>> Begin Input material
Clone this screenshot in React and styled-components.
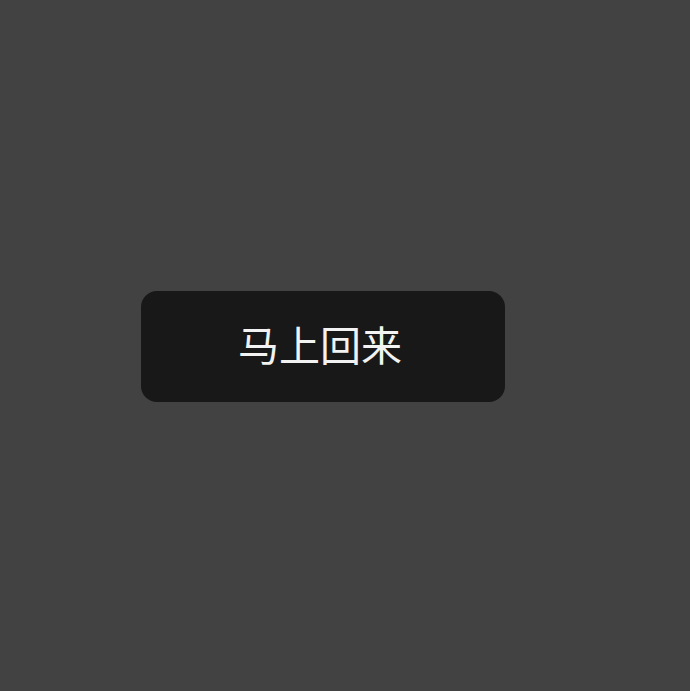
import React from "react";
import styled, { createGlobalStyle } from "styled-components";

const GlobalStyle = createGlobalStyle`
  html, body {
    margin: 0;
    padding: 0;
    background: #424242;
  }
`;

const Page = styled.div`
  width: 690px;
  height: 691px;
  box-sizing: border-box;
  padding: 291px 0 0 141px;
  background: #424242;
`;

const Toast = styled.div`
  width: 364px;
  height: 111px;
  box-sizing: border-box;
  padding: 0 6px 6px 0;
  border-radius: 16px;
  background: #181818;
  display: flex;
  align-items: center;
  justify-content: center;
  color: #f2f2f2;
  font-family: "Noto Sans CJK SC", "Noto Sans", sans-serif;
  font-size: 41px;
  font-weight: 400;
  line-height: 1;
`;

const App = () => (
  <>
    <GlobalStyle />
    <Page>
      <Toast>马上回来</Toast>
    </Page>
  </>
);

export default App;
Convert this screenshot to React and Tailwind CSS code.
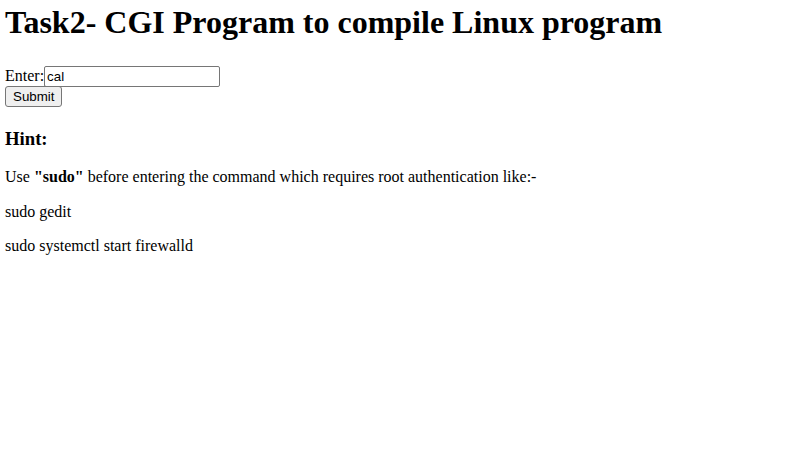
>> End Input material
* Your goal
Return the listing above in full and without alteration, excluding its pictures.

* Exercise answer
Clone this screenshot in React and styled-components.
import React from "react";
import styled, { createGlobalStyle } from "styled-components";

const GlobalStyle = createGlobalStyle`
  html, body {
    margin: 0;
    padding: 0;
    background: #424242;
  }
`;

const Page = styled.div`
  width: 690px;
  height: 691px;
  box-sizing: border-box;
  padding: 291px 0 0 141px;
  background: #424242;
`;

const Toast = styled.div`
  width: 364px;
  height: 111px;
  box-sizing: border-box;
  padding: 0 6px 6px 0;
  border-radius: 16px;
  background: #181818;
  display: flex;
  align-items: center;
  justify-content: center;
  color: #f2f2f2;
  font-family: "Noto Sans CJK SC", "Noto Sans", sans-serif;
  font-size: 41px;
  font-weight: 400;
  line-height: 1;
`;

const App = () => (
  <>
    <GlobalStyle />
    <Page>
      <Toast>马上回来</Toast>
    </Page>
  </>
);

export default App;
Convert this screenshot to React and Tailwind CSS code.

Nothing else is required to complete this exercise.